Nach Angaben des Zivilschutzes wurden knapp 760 Menschen verletzt und rund 150 weitere vermisst. Von dem Hochwasser seien mehr als 1,7 Millionen Menschen in 431 Ortschaften der Region betroffen. Über 395 000 Menschen hätten ihre Häuser verlassen und bei Angehörigen oder in Notunterkünften Schutz gesucht.

Nun muss Lula sein Versprechen halten

In Porto Alegres Nachbarstadt Canoas berichtet die Stadtverwaltung, dass die Lebensmittel nicht mehr ausreichen, um die Bevölkerung zu versorgen. „Die Stadt ist zerstört worden. Von den 27 Gesundheitszentren haben wir 19 verloren“, sagte Bürgermeister Jairo Jorge und bat im Fernsehen um Hilfe. Im Kampf gegen die Fluten waren zahlreiche Feuerwehrleute und Katastrophenschützer im Einsatz. In Canoas retteten sie am Donnerstag ein Pferd, das auf dem Dach eines Hauses gestrandet war. Das Tier wurde betäubt und in einem Schlauchboot an Land gebracht, wie im Fernsehen zu sehen war.

Für Präsident Lula da Silva ist die Naturkatastrophe auch eine politische Herausforderung. Im vergleichsweisen wohlhabenden Süden des Landes ist er deutlich unpopulärer als im armen bevölkerungsreichen Nordosten. Nun muss Lula sein Versprechen halten, die Bundesregierung aus Brasilia werde die Menschen nicht im Stich lassen. Der deutlich jüngere Gouverneur Eduardo Leite gilt dagegen als einer der aufstrebenden Stars am brasilianischen Politikhimmel.

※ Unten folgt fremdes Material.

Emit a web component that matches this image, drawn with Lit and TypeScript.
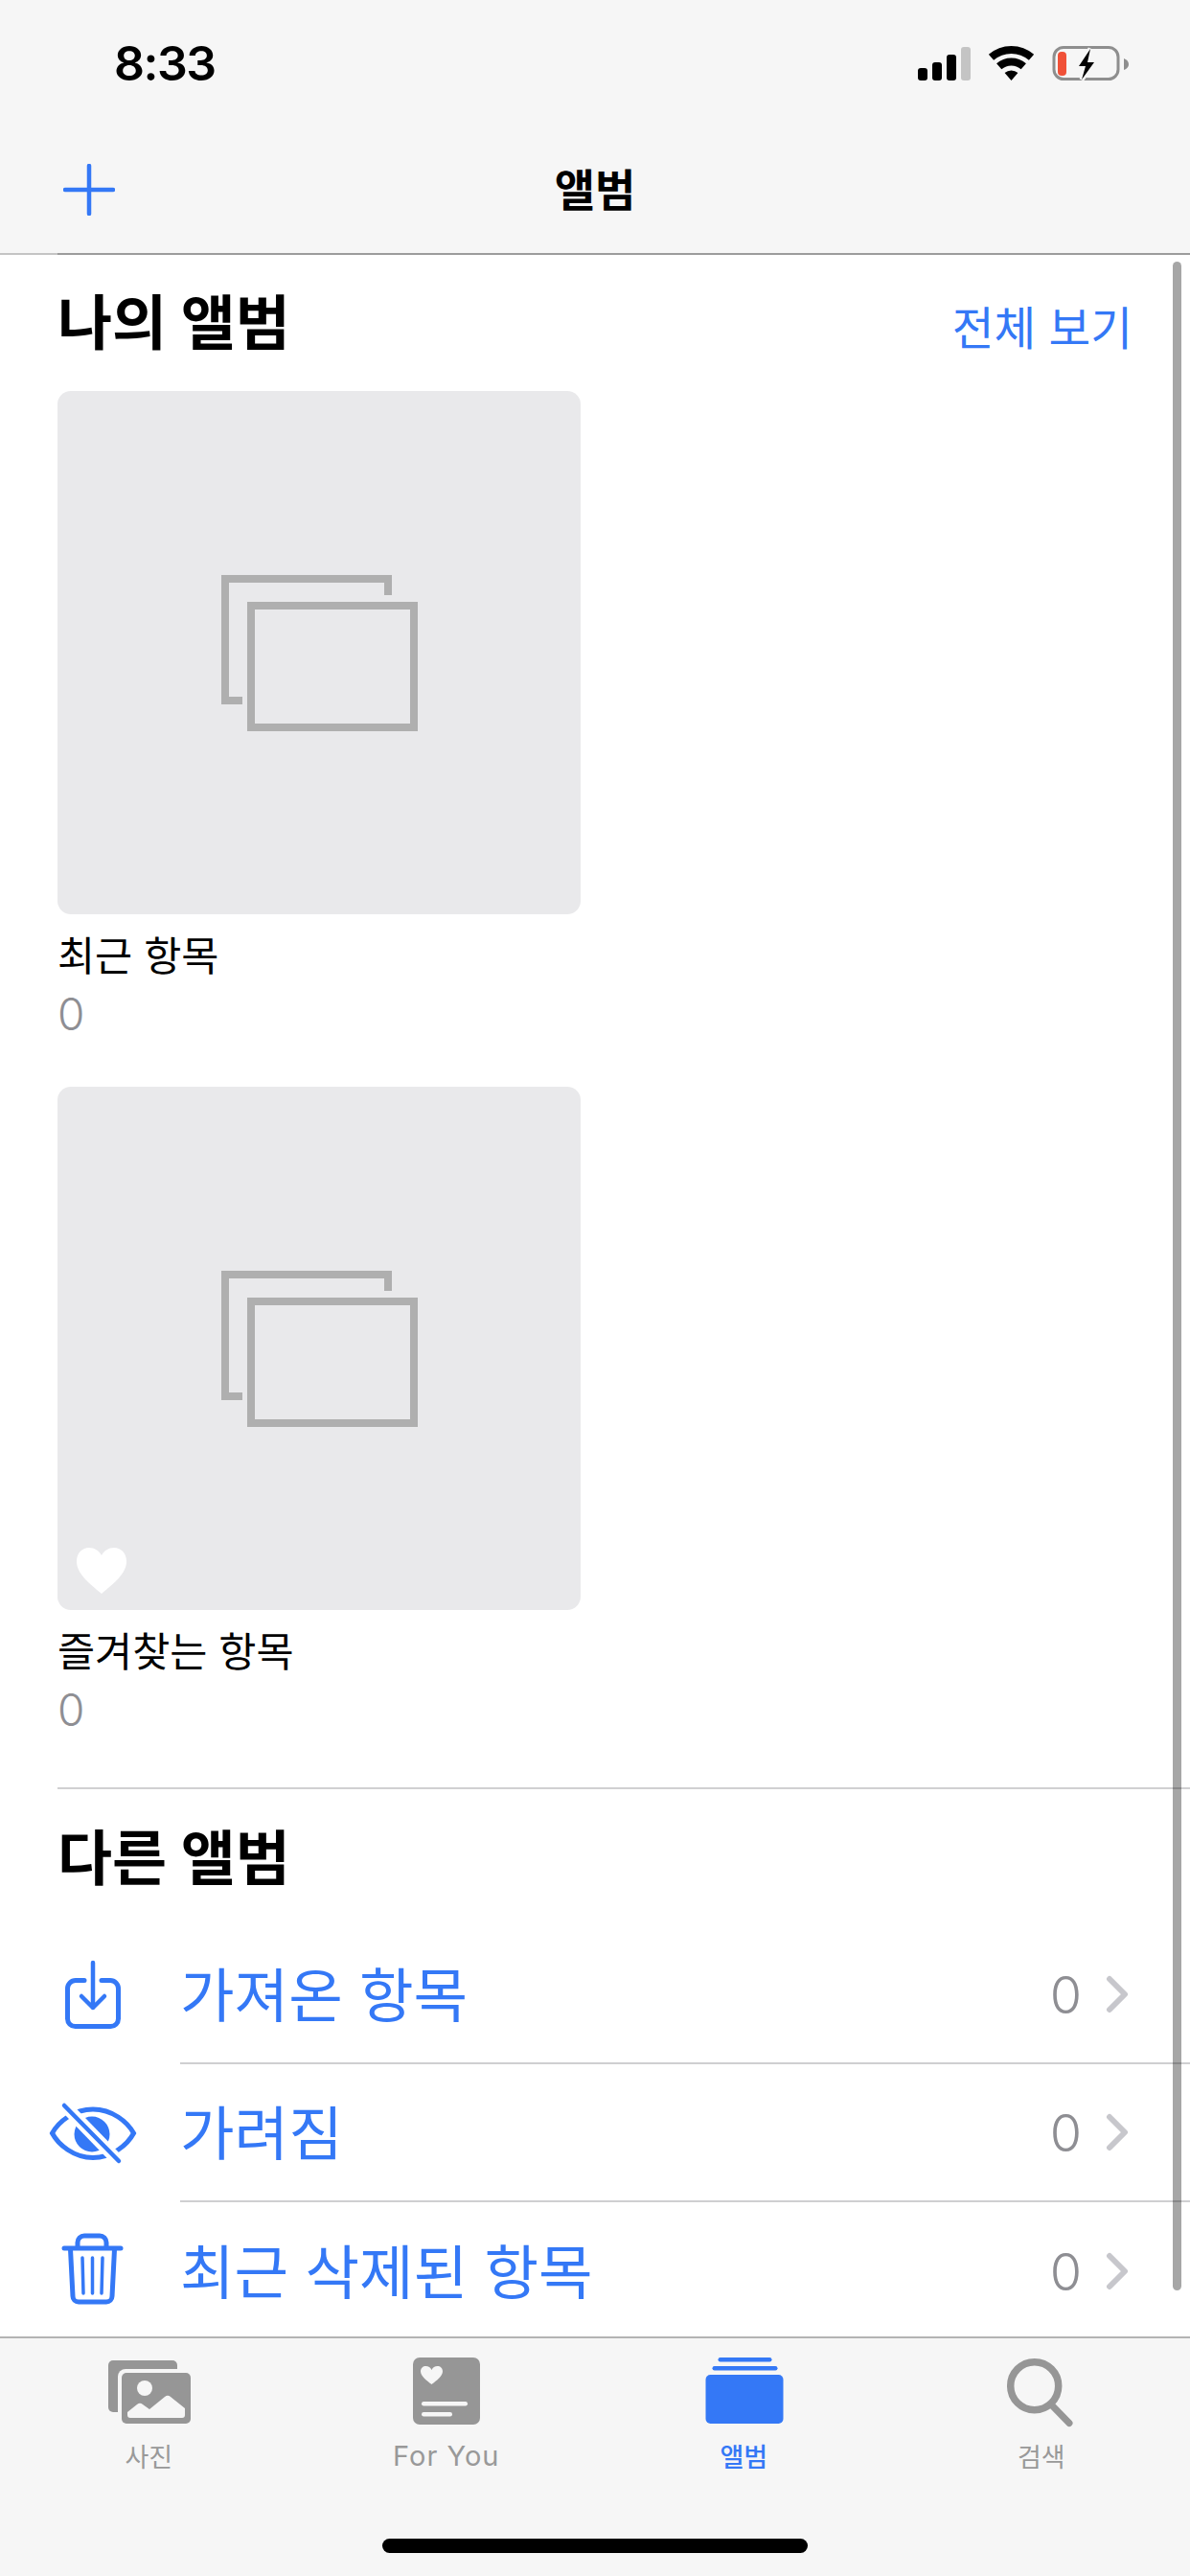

Brasilien leidet unter extremen Witterungsbedingungen

„Das Ausmaß dieser Katastrophe ist so groß, dass es bisher nicht möglich war, einen ‚Kommandanten‘, eine ‚zentrale‘ Instanz zu schaffen, die in der Lage ist, die Lage zu beurteilen, zu koordinieren und zu lenken“, kommentierte die Zeitung „Estadão“ aus São Paulo und prognostizierte: „Für den mit sinkender Popularität kämpfenden Lula ist diese Katastrophe ein Charaktertest.“

Brasilien litt zuletzt immer wieder unter extremen Witterungsbedingungen. Ende vergangenen Jahres beispielsweise ächzte das eigentlich feuchte Amazonasgebiet unter einer Jahrhundertdürre und extremer Hitze. Die Pegelstände vieler Flüsse sanken dramatisch, viele Tiere verendeten. Extreme Wetterereignisse wie die Überschwemmungen im Süden von Brasilien kommen zwar von Natur aus immer mal wieder vor. Nach Einschätzung von Wissenschaftlern erhöht sich durch den Klimawandel allerdings sowohl die Häufigkeit als auch die Intensität.